My thoughts this week have been about Mike's wife and small daughter. I have grieved over his death, a 39 year old man I never met, but also and especially for the ones who adored him, for whom the puzzle of their life has lost a critical piece, who are now faced with conducting their lives absent of their husband, their dad, their sibling, cousin, nephew, friend, or co-worker. They're tasked with recognizing the gaping hole that is now where he once was and then learning how to cope with that. How to cope without Mike. How to eventually once again be a joyful, blessed person and lead an delightful life not by ignoring that hole but by learning how to live with it.

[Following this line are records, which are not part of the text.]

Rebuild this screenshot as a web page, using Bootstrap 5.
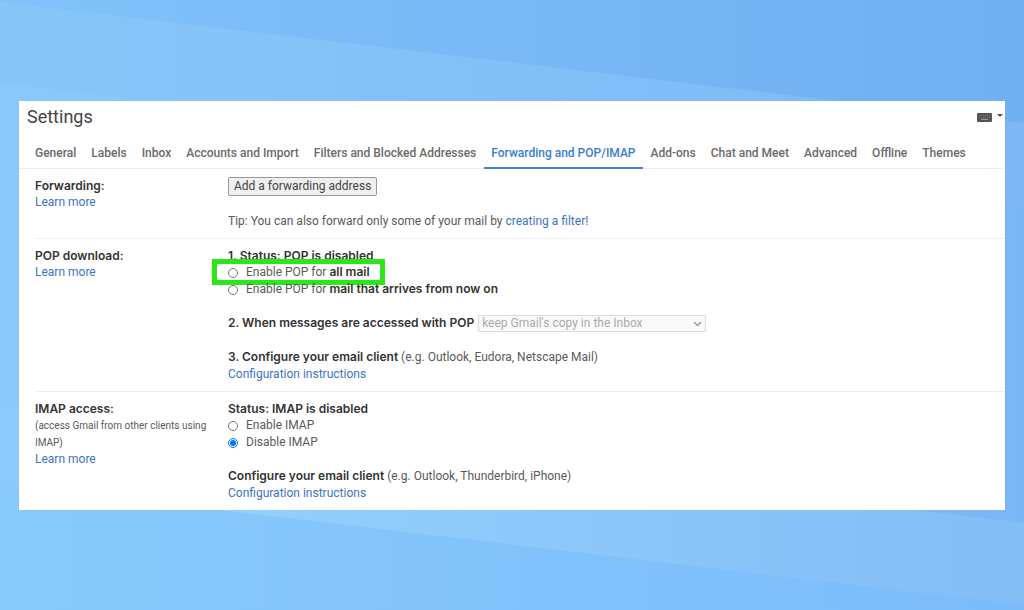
<!DOCTYPE html>
<html lang="en">
<head>
<meta charset="utf-8">
<meta name="viewport" content="width=device-width, initial-scale=1">
<title>Settings</title>
<link href="https://cdn.jsdelivr.net/npm/bootstrap@5.3.0/dist/css/bootstrap.min.css" rel="stylesheet">
<style>
  body { font-family: Roboto, "Liberation Sans", sans-serif; font-size: 12px; line-height: 17px; color: #5a5a5a; background: #80bff8; }
  a { color: #3d74c4; text-decoration: none; }
  strong, h2 { font-family: Inter, "Liberation Sans", sans-serif; font-weight: 600; color: #333; }
  strong { line-height: 1; }
  h2 { font-size: 12px; line-height: 17px; margin: 0; }
  .backdrop { z-index: -1; }
  .page-pad { padding: 101px 19px; }
  .panel { background: #fff; }
  .panel-title { font-size: 18px; line-height: 24px; font-weight: 400; color: #444; }
  .tabs { border-bottom: 1px solid #e8edf0; padding: 0 9px; gap: 1px; }
  .tabs .nav-link { padding: 8px 7px 5px; line-height: 17px; color: #6a6a6a; font-weight: 500; border-bottom: 2px solid transparent; margin-bottom: -1px; white-space: nowrap; }
  .tabs .nav-link.active { color: #3b7dd0; border-color: #4a83cb; }
  .setting { margin-left: 16px; padding: 8px 0; border-bottom: 1px solid #eee; }
  .setting:last-child { border-bottom: 0; }
  .setting-name { width: 193px; flex: none; padding-right: 16px; }
  .line-gap { margin-top: 17px; }
  .hint { font-size: 10px; }
  .btn-forward { font-size: 12px; line-height: 17px; padding: 0 5px; color: #444; background: #efefef; border: 1px solid #999; border-radius: 2px; }
  .choice { position: relative; width: fit-content; height: 17px; }
  .choice input { width: 10px; height: 10px; margin: 1px 8px 0 0; }
  .highlight::after { content: ""; position: absolute; inset: -5px -15px -4px -16px; border: 5px solid #2be619; pointer-events: none; }
  .copy-select { appearance: none; width: 228px; height: 17px; padding: 0 3px; font-size: 12px; line-height: 15px; color: #aaa; background: transparent; border: 1px solid #ddd; border-radius: 1px; }
  .select-wrap { background: #fafafa; }
  .select-wrap svg { right: 4px; top: 6px; pointer-events: none; }
</style>
</head>
<body>
<svg class="backdrop position-fixed top-0 start-0 w-100 h-100" viewBox="0 0 1024 610" preserveAspectRatio="none" aria-hidden="true">
  <defs>
    <linearGradient id="sky"><stop offset="0" stop-color="#80c2f9"/><stop offset="1" stop-color="#70aff2"/></linearGradient>
    <linearGradient id="upper"><stop offset="0" stop-color="#87c6f9"/><stop offset="1" stop-color="#7db8f5"/></linearGradient>
    <linearGradient id="middle"><stop offset="0" stop-color="#89c9fb"/><stop offset="1" stop-color="#7ab7f5"/></linearGradient>
    <linearGradient id="band"><stop offset="0" stop-color="#8acbfc"/><stop offset=".25" stop-color="#92cffc"/><stop offset="1" stop-color="#82bdf6"/></linearGradient>
    <linearGradient id="lower"><stop offset="0" stop-color="#89cafc"/><stop offset="1" stop-color="#7bbbf9"/></linearGradient>
  </defs>
  <path fill="url(#sky)" d="M0 0H1024V610H0z"/>
  <path fill="url(#upper)" d="M0 2L1024 123V610H0z"/>
  <path fill="url(#middle)" d="M0 83L1024 204V610H0z"/>
  <path fill="url(#band)" d="M0 402L1024 523V610H0z"/>
  <path fill="url(#lower)" d="M0 484L1024 605V610H0z"/>
</svg>
<div class="page-pad">
<main class="panel">
  <header class="d-flex justify-content-between align-items-center pt-1 ps-2">
    <h1 class="panel-title mb-0">Settings</h1>
    <button type="button" class="btn p-0 border-0 d-flex" aria-label="Input tools">
      <svg width="28" height="14" viewBox="0 0 28 14"><rect x="0" y="3" width="15" height="9" rx="1" fill="#555"/><path d="M2 5.500H13M2 7.500H13" stroke="#777" stroke-dasharray="1 1"/><path d="M4 9.500H11" stroke="#999"/><path d="M20 4H26L23 7z" fill="#555"/></svg>
    </button>
  </header>
  <nav class="nav tabs flex-nowrap mt-2">
    <a class="nav-link" href="#">General</a>
    <a class="nav-link" href="#">Labels</a>
    <a class="nav-link" href="#">Inbox</a>
    <a class="nav-link" href="#">Accounts and Import</a>
    <a class="nav-link" href="#">Filters and Blocked Addresses</a>
    <a class="nav-link active" aria-current="page" href="#">Forwarding and POP/IMAP</a>
    <a class="nav-link" href="#">Add-ons</a>
    <a class="nav-link" href="#">Chat and Meet</a>
    <a class="nav-link" href="#">Advanced</a>
    <a class="nav-link" href="#">Offline</a>
    <a class="nav-link" href="#">Themes</a>
  </nav>
  <section class="setting d-flex">
    <div class="setting-name"><h2>Forwarding:</h2><a href="#">Learn more</a></div>
    <div>
      <button type="button" class="btn btn-forward">Add a forwarding address</button>
      <div class="line-gap">Tip: You can also forward only some of your mail by <a href="#">creating a filter!</a></div>
    </div>
  </section>
  <section class="setting d-flex">
    <div class="setting-name"><h2>POP download:</h2><a href="#">Learn more</a></div>
    <div>
      <h2>1. Status: POP is disabled</h2>
      <div class="choice highlight d-flex align-items-center"><input type="radio" name="pop" id="popAll"><label for="popAll">Enable POP for <strong>all mail</strong></label></div>
      <div class="choice d-flex align-items-center"><input type="radio" name="pop" id="popNew"><label for="popNew">Enable POP for <strong>mail that arrives from now on</strong></label></div>
      <div class="d-flex align-items-center line-gap"><label class="pe-1" for="popCopy"><strong>2. When messages are accessed with POP</strong></label>
        <span class="select-wrap position-relative d-flex"><select class="copy-select" id="popCopy" disabled><option>keep Gmail's copy in the Inbox</option></select>
          <svg class="position-absolute" width="9" height="6" viewBox="0 0 9 6" fill="none" stroke="#999" stroke-width="1.500" aria-hidden="true"><path d="M1 1L4.500 4.500L8 1"/></svg></span></div>
      <div class="line-gap"><strong>3. Configure your email client</strong> (e.g. Outlook, Eudora, Netscape Mail)</div>
      <a href="#">Configuration instructions</a>
    </div>
  </section>
  <section class="setting d-flex">
    <div class="setting-name pe-0"><h2>IMAP access:</h2><div class="hint">(access Gmail from other clients using IMAP)</div><a href="#">Learn more</a></div>
    <div>
      <h2>Status: IMAP is disabled</h2>
      <div class="choice d-flex align-items-center"><input type="radio" name="imap" id="imapOn"><label for="imapOn">Enable IMAP</label></div>
      <div class="choice d-flex align-items-center"><input type="radio" name="imap" id="imapOff" checked><label for="imapOff">Disable IMAP</label></div>
      <div class="line-gap"><strong>Configure your email client</strong> (e.g. Outlook, Thunderbird, iPhone)</div>
      <a href="#">Configuration instructions</a>
    </div>
  </section>
</main>
</div>
<script src="https://cdn.jsdelivr.net/npm/bootstrap@5.3.0/dist/js/bootstrap.bundle.min.js"></script>
</body>
</html>
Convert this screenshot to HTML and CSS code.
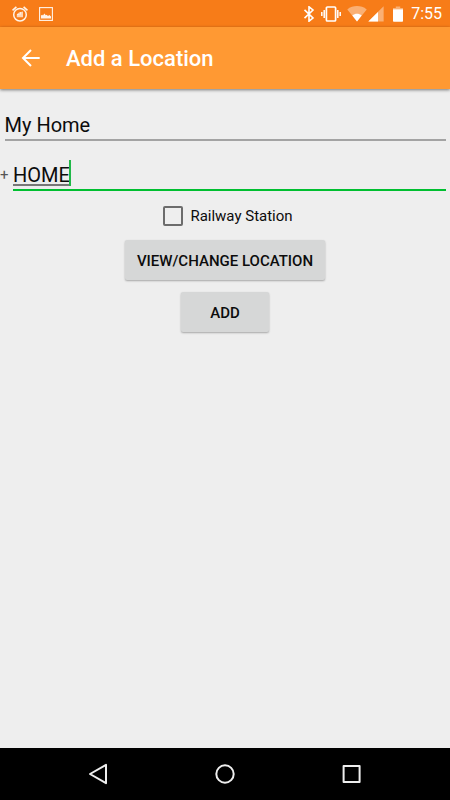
FILE: index.html
```html
<!DOCTYPE html>
<html lang="en">
<head>
<meta charset="utf-8">
<meta name="viewport" content="width=device-width, initial-scale=1">
<title>Add a Location</title>
<link rel="stylesheet" href="styles.css">
</head>
<body>
<div class="status">
  <svg class="alarm" width="16" height="16" viewBox="0 0 16 16" fill="none" stroke="currentColor">
    <circle cx="8" cy="8.7" r="6.3" stroke-width="1.5"/>
    <path d="M.5 4.4 4.4.9M15.5 4.4 11.6.9" stroke-width="1.7"/>
    <path d="M4.8 8.2 7 6.4l4-1v5.8H4.8z" fill="currentColor" fill-opacity=".75" stroke="none"/>
    <path d="M5 8.6h2.5M8.4 6v2.5" stroke-width=".9"/>
  </svg>
  <svg class="photo" width="14" height="14" viewBox="0 0 14 14" fill="none">
    <rect x=".6" y=".6" width="12.8" height="12.8" stroke="currentColor" stroke-width="1.1"/>
    <path d="M2 11.5V8.6l1.2-.8.8.6 1.4-1.8 1.4 1.6.8-.5 1.4 1.2 1.4-.9L12 9.5v2z" fill="currentColor"/>
  </svg>
  <div class="system">
    <svg class="bluetooth" width="12" height="16" viewBox="0 0 12 16" fill="none" stroke="currentColor" stroke-width="1.6">
      <path d="M1.5 3.8 10 12l-4 3.2V.8L10 4 1.5 12.2"/>
    </svg>
    <svg class="vibrate" width="20" height="16" viewBox="0 0 20 16" fill="none" stroke="currentColor" stroke-width="1.5">
      <rect x="5.4" y="1" width="9.2" height="14" rx="1" stroke-width="1.7"/>
      <path d="M3.2 4v8M.8 6v4M16.8 4v8M19.2 6v4"/>
    </svg>
    <svg class="wifi" width="20" height="16" viewBox="0 0 20 16" fill="currentColor">
      <path d="M.3 3.4C6-1 14-1 19.7 3.4L10 15.6z" opacity=".4"/>
      <path d="M5.3 9.5c2.8-2.2 6.6-2.2 9.4 0L10 15.6z"/>
    </svg>
    <svg class="signal" width="16" height="16" viewBox="0 0 16 16" fill="currentColor">
      <path d="M.3 15.6 15.6.3v15.3z" opacity=".4"/>
      <path d="M.3 15.6 10 6v9.6z"/>
    </svg>
    <svg class="battery" width="10" height="16" viewBox="0 0 10 16" fill="currentColor">
      <path d="M0 3.2V2h2.8V.4h4.4V2H10v1.2z" opacity=".4"/>
      <path d="M0 3.2h10V15a.8.8 0 0 1-.8.8H.8A.8.8 0 0 1 0 15z"/>
    </svg>
    <time class="clock">7:55</time>
  </div>
</div>
<header class="appbar">
  <button class="back" type="button" aria-label="Back">
    <svg width="20" height="18" viewBox="0 0 20 18" fill="none" stroke="currentColor" stroke-width="2">
      <path d="M18.7 9H2.5M10 1 2 9l8 8"/>
    </svg>
  </button>
  <h1>Add a Location</h1>
</header>
<main>
  <form class="form">
    <input class="field name" type="text" value="My Home" aria-label="Location name">
    <div class="tag-row">
      <label for="tag">+</label>
      <div class="tag-box">
        <input class="field tag" id="tag" type="text" value="HOME">
        <span class="cursor"></span>
      </div>
    </div>
    <label class="station"><input type="checkbox">Railway Station</label>
    <button class="action" type="button">VIEW/CHANGE LOCATION</button>
    <button class="action" type="submit">ADD</button>
  </form>
</main>
<nav class="navbar">
  <button type="button" aria-label="Back">
    <svg width="22" height="22" viewBox="0 0 22 22" fill="none" stroke="currentColor" stroke-width="2" stroke-linejoin="round"><path d="M18 1.8v18.4L2 11z"/></svg>
  </button>
  <button type="button" aria-label="Home">
    <svg width="22" height="22" viewBox="0 0 22 22" fill="none" stroke="currentColor" stroke-width="2"><circle cx="11" cy="11" r="8.7"/></svg>
  </button>
  <button type="button" aria-label="Recent apps">
    <svg width="22" height="22" viewBox="0 0 22 22" fill="none" stroke="currentColor" stroke-width="2" stroke-linejoin="round"><rect x="3.6" y="3" width="16" height="16"/></svg>
  </button>
</nav>
</body>
</html>
```
FILE: styles.css
```css
* {
  box-sizing: border-box;
}

body {
  margin: 0;
  min-height: 100vh;
  display: flex;
  flex-direction: column;
  background: #eeeeee;
  color: #0c0c0c;
  font-family: Roboto, sans-serif;
}

button {
  border: 0;
  padding: 0;
  background: none;
  color: inherit;
  font: inherit;
}

svg {
  display: block;
}

.status {
  display: flex;
  align-items: center;
  gap: 11px;
  height: 27px;
  padding: 0 8px 0 12px;
  background: #f77c18;
  color: #fff3e8;
}

.system {
  display: flex;
  align-items: center;
  margin-left: auto;
  color: #fff;
}

.vibrate {
  margin-left: 6px;
}

.wifi {
  margin-left: 6px;
}

.signal {
  margin-left: 1px;
}

.battery {
  margin-left: 9px;
}

.clock {
  margin-left: 8px;
  padding-top: 1px;
  font-size: 16px;
  line-height: 20px;
}

.appbar {
  display: flex;
  align-items: center;
  gap: 25px;
  height: 62px;
  padding-left: 21px;
  background: #ff9933;
  color: #fff;
  box-shadow: 0 1px 3px rgba(0, 0, 0, 0.5);
}

.appbar h1 {
  margin: 0;
  padding-top: 2px;
  font-size: 22px;
  font-weight: 500;
  line-height: 28px;
}

main {
  flex: 1;
}

.form {
  display: flex;
  flex-direction: column;
  align-items: center;
  padding: 20px 0;
}

.field {
  display: block;
  border: 0;
  border-radius: 0;
  outline: 0;
  padding: 2px 0 0;
  background: none;
  color: inherit;
  font: 20px/30px Roboto, sans-serif;
}

.name {
  width: calc(100% - 9px);
  height: 32px;
  border-bottom: 2px solid #a3a3a3;
}

.tag-row {
  display: flex;
  align-items: center;
  align-self: stretch;
  margin-top: 17px;
  padding-right: 4px;
}

.tag-row label {
  width: 13px;
  color: #555;
  font-size: 15px;
}

.tag-box {
  position: relative;
  flex: 1;
}

.tag {
  width: 100%;
  height: 33px;
  border-bottom: 2px solid #00bf30;
  text-decoration: underline 2px #777;
  text-underline-offset: 2px;
}

.cursor {
  position: absolute;
  left: 56px;
  top: 2px;
  width: 2px;
  height: 26px;
  background: #20b848;
}

.station {
  display: flex;
  align-items: center;
  gap: 7px;
  margin-top: 15px;
  padding-left: 6px;
  font-size: 15px;
  line-height: 20px;
}

.station input {
  appearance: none;
  width: 20px;
  height: 20px;
  margin: 0;
  border: 2px solid #6c6c6c;
  border-radius: 2px;
}

.action {
  min-width: 88px;
  height: 40px;
  margin-top: 14px;
  padding: 2px 12px 0;
  border-radius: 2px;
  background: #d6d7d7;
  box-shadow: 0 1px 2px rgba(0, 0, 0, 0.3);
  font-size: 15px;
  font-weight: 500;
}

.action + .action {
  margin-top: 12px;
}

.navbar {
  display: grid;
  grid-template-columns: repeat(3, 28%);
  justify-content: center;
  height: 52px;
  background: #000;
  color: #eee;
}

.navbar button {
  display: grid;
  place-items: center;
}
```
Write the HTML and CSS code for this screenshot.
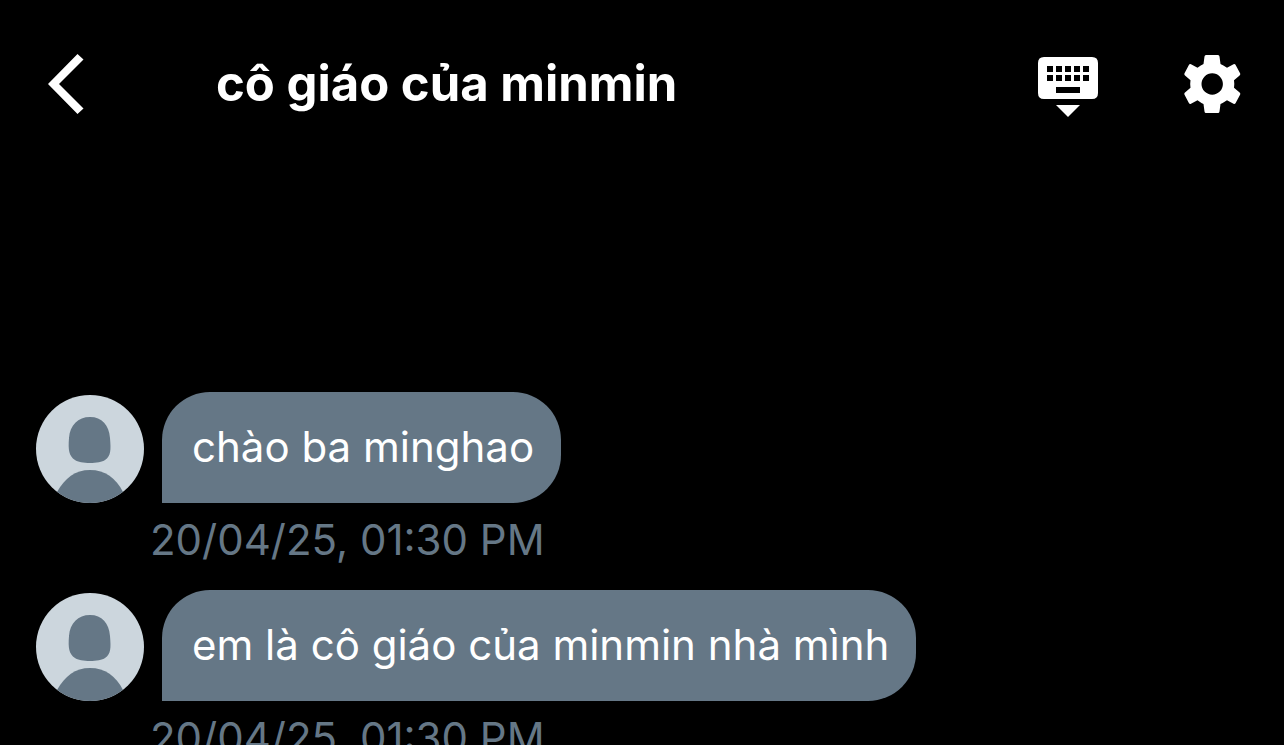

I'm fairly sure (not to mention extremely embarrassed) that I would have a hard time being mature in this position. Were I the wife of a man who lost his life while rescuing someone, I'm afraid I would be resentful that he was no longer here to take care of his children. Of me. That I could no longer take care of him. That the hole in our lives would be so great, so deep, such an enormous cavern, that I never could surmount the sadness of living a life without him, this man who risked and ultimately gave his life to rescue someone else. I fear I would be resentful - feel that my boys and I needed rescuing and now he wasn't there to do it.

In several of the internet memorials and newspaper articles I read the statement that "Michael died doing what he loved." While I understand statements like that are helpful coping mechanisms, I'm not inclined to believe that would give me any peace.

That there was ultimately no one even in the car to rescue? Don't even want to think where I'd go with that. It's the final affront. Overload.

I pray God gives Michael's wife more tenacity and resolve. I'm praying hard she has peace and tranquility over a tragedy that seems senseless. Hoping she won't see senselessness in it but feel God's good grace instead.